## Stated task
Retype only what runs from the beginning of the data through the line with "string; title: string;"; please omit the pictures and keep every line exact.

## Stored data
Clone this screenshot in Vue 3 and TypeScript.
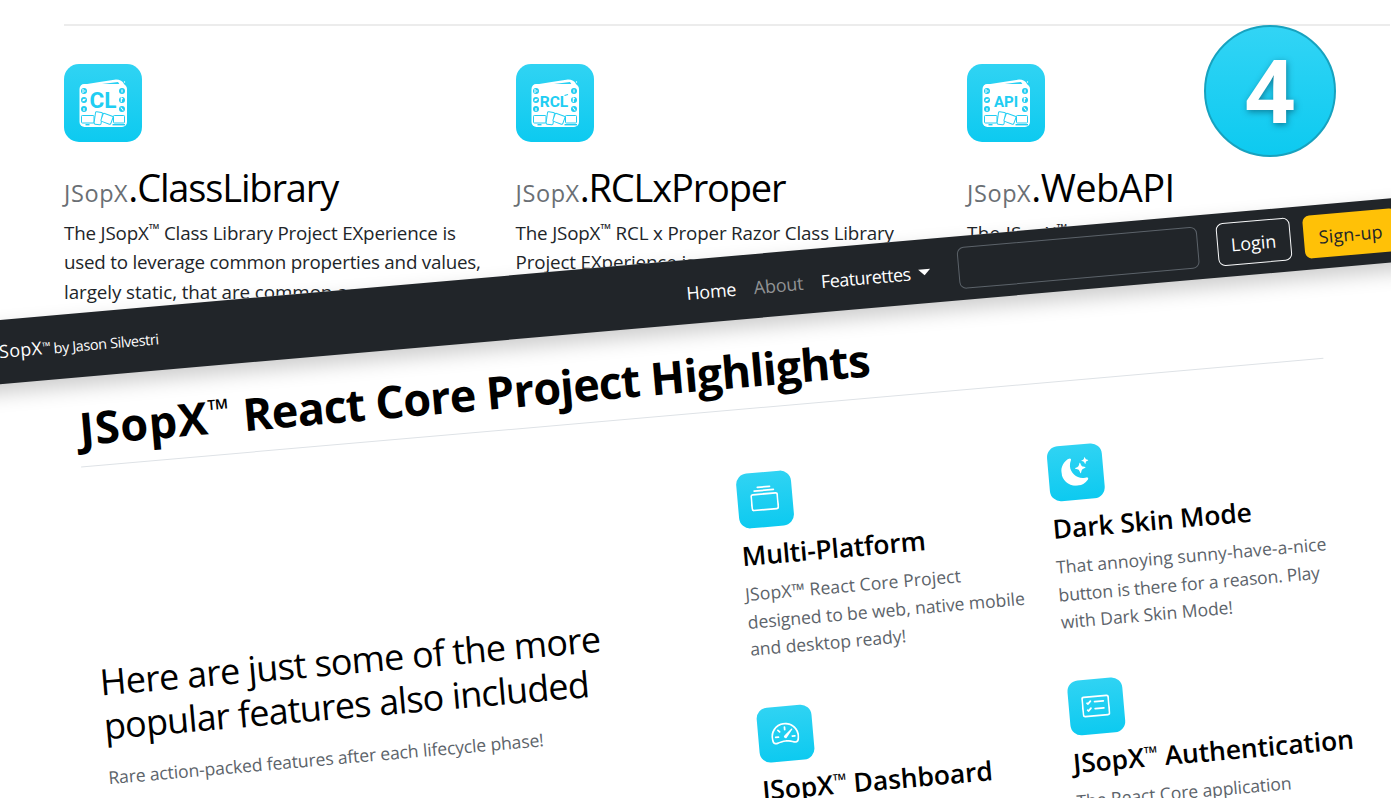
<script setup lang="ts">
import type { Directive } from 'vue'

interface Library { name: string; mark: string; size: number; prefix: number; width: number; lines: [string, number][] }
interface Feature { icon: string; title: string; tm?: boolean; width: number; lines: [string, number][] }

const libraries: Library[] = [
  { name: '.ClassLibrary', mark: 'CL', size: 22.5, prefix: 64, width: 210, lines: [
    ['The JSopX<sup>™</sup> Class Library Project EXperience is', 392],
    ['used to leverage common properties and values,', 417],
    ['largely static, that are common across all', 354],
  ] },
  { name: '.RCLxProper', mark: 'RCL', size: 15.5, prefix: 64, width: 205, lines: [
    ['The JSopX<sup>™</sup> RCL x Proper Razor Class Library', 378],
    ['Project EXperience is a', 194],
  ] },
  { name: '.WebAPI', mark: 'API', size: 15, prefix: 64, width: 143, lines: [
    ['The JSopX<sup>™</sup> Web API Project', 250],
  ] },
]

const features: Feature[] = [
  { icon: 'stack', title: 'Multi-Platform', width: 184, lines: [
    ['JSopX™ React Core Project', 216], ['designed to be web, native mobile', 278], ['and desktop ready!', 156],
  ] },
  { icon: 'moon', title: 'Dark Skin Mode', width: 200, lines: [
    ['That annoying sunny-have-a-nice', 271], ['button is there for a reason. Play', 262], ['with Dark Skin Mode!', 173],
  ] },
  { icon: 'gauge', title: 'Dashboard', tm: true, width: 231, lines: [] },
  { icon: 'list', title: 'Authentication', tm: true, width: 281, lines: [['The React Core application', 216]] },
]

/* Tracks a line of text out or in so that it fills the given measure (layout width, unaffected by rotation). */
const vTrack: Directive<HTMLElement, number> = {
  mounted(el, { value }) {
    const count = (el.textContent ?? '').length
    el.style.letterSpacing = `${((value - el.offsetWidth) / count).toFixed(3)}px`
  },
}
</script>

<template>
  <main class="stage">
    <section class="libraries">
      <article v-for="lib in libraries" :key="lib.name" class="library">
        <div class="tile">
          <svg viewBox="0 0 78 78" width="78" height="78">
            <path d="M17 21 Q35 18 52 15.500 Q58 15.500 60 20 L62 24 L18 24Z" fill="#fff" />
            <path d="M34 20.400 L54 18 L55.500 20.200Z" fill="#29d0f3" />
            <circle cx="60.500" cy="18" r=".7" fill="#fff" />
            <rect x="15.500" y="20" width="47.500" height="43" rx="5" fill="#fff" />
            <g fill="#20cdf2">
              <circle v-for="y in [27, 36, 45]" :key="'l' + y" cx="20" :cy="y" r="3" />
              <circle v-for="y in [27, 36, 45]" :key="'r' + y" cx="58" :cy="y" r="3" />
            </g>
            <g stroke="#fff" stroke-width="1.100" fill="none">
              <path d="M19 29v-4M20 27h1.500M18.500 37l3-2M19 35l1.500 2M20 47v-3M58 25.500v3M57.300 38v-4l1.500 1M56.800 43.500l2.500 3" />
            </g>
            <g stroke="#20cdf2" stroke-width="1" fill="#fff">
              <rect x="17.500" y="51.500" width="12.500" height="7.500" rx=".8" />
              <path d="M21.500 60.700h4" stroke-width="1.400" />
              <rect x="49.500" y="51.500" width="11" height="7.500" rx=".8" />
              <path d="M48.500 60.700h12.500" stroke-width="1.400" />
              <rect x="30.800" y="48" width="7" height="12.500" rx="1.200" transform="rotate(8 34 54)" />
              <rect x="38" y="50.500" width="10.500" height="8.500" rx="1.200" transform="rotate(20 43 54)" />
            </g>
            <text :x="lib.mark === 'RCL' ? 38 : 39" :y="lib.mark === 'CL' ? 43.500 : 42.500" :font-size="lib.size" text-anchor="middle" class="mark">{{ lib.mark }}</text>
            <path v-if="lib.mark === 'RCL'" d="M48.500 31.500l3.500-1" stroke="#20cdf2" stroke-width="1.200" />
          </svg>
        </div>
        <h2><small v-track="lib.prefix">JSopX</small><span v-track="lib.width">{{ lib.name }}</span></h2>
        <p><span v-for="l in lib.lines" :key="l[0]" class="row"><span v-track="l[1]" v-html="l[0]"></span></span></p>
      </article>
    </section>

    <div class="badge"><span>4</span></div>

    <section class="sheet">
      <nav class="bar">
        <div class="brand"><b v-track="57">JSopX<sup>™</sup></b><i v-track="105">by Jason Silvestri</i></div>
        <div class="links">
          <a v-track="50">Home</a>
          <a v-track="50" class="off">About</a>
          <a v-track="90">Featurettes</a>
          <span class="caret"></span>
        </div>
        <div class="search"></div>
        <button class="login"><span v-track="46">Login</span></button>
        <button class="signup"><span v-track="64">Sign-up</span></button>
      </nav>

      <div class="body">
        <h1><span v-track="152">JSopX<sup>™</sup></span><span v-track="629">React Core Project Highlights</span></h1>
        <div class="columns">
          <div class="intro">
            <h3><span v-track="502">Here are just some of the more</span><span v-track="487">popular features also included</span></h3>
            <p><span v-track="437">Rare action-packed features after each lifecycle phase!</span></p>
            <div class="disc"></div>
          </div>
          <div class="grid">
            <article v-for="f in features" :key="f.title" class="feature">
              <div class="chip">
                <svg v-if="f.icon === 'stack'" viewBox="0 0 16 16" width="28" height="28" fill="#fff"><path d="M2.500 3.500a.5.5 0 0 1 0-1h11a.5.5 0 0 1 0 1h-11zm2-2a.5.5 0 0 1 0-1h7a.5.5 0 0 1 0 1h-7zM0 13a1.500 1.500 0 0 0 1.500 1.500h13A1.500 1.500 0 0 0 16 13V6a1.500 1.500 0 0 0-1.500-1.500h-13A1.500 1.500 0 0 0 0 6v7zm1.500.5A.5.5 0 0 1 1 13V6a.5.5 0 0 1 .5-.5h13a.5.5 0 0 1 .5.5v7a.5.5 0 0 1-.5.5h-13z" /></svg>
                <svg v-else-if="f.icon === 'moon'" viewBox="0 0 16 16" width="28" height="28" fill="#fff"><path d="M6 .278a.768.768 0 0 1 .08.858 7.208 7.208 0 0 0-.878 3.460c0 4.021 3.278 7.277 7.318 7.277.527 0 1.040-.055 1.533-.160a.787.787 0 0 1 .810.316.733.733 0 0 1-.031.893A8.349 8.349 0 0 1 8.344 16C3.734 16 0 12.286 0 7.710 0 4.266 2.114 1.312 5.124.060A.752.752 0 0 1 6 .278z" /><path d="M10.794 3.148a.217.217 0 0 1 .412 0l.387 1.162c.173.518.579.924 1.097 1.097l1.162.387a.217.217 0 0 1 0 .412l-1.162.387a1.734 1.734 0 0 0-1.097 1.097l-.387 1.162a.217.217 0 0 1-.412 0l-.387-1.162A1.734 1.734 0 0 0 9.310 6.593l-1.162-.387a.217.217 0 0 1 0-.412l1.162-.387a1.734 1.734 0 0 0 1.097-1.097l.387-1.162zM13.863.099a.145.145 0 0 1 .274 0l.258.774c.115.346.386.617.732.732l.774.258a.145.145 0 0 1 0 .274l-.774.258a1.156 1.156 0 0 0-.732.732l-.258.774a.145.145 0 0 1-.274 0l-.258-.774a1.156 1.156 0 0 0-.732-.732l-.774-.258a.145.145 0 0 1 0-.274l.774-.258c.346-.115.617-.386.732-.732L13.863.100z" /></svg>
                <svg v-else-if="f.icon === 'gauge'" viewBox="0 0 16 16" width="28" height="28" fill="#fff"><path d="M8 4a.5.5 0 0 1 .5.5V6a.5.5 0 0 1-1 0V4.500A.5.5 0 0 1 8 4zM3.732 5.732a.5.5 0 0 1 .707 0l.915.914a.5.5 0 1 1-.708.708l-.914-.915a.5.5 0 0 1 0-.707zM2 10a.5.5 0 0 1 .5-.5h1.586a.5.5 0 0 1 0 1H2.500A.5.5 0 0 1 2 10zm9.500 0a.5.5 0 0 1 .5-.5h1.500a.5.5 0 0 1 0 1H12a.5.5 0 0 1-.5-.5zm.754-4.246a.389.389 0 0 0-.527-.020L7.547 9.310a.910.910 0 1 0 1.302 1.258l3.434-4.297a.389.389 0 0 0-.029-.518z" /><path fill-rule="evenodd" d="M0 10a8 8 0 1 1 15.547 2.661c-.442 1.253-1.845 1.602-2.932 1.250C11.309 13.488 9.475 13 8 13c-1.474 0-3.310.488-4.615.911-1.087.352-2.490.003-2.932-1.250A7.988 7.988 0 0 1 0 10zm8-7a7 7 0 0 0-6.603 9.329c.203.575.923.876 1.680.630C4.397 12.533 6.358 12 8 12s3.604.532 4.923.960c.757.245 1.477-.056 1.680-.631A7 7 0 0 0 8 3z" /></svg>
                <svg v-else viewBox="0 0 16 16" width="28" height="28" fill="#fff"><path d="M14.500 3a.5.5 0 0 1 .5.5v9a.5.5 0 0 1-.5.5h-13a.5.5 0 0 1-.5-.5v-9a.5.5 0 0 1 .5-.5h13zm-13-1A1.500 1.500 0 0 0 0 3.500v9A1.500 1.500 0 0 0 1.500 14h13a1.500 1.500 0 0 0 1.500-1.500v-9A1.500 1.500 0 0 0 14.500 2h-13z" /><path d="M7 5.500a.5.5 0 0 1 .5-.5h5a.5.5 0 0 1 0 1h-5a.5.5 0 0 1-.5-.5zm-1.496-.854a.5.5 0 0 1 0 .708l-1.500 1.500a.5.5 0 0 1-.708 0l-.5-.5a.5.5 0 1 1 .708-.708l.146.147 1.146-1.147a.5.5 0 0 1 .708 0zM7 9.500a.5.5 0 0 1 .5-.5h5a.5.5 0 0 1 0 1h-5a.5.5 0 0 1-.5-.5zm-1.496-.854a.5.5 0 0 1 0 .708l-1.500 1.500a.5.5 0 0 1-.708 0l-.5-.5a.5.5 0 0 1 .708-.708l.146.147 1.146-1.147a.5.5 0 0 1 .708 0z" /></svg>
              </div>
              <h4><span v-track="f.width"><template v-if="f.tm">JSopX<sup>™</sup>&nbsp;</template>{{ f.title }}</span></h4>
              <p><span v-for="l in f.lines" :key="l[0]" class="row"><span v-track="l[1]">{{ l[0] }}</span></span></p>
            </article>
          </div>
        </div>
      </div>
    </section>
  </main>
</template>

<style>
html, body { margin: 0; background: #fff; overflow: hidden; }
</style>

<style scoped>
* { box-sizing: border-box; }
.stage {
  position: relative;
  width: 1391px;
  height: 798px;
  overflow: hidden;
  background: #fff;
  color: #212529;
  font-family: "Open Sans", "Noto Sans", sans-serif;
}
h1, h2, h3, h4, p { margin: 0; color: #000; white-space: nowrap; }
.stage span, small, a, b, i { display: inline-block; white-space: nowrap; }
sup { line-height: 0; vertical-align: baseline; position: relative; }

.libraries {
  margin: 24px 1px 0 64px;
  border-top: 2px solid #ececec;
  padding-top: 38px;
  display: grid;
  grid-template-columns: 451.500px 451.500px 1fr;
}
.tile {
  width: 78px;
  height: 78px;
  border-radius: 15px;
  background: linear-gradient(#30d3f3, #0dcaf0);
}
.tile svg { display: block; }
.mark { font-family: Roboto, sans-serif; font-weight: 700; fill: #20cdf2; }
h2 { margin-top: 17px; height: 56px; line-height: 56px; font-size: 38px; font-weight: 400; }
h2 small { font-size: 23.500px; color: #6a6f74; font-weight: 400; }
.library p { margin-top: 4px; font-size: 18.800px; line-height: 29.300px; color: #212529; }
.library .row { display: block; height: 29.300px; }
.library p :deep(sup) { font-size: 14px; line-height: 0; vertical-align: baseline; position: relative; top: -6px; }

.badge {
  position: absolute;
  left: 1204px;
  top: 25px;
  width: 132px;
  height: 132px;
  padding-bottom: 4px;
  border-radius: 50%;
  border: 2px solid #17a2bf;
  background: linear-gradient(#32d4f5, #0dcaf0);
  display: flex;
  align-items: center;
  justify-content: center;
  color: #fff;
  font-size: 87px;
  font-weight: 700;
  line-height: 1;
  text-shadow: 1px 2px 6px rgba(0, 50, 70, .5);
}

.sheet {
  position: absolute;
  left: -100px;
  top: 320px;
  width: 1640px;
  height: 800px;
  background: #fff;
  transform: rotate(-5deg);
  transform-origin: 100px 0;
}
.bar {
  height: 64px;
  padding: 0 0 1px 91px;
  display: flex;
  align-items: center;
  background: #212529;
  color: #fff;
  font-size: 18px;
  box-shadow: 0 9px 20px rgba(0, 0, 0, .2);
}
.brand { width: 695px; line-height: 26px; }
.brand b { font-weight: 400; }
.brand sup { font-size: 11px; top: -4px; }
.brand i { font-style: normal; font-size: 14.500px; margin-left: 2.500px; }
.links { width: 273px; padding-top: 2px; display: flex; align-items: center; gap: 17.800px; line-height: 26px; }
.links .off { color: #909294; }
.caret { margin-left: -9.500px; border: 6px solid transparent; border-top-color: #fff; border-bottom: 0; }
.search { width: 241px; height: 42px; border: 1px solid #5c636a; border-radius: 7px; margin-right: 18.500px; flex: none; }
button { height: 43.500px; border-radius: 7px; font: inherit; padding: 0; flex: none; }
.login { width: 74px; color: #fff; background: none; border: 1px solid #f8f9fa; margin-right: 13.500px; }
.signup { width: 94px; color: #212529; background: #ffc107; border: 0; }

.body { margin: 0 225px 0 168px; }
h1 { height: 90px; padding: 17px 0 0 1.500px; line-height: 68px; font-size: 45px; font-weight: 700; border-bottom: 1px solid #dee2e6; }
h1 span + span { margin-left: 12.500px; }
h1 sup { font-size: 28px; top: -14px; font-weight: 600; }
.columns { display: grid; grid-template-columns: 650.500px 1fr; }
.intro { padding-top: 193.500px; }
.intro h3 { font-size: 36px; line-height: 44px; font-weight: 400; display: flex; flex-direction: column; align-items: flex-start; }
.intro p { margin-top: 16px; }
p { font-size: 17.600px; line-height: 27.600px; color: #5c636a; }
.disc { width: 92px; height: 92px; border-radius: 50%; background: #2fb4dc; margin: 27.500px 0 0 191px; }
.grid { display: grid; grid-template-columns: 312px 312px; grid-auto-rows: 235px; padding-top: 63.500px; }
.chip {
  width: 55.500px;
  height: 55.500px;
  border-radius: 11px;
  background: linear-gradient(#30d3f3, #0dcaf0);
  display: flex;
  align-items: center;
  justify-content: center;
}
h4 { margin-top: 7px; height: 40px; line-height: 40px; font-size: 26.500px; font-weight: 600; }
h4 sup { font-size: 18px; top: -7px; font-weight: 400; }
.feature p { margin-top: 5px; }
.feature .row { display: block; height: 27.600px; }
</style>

## Correct result
Clone this screenshot in Vue 3 and TypeScript.
<script setup lang="ts">
import type { Directive } from 'vue'

interface Library { name: string; mark: string; size: number; prefix: number; width: number; lines: [string, number][] }
interface Feature { icon: string; title: string; tm?: boolean; width: number; lines: [string, number][] }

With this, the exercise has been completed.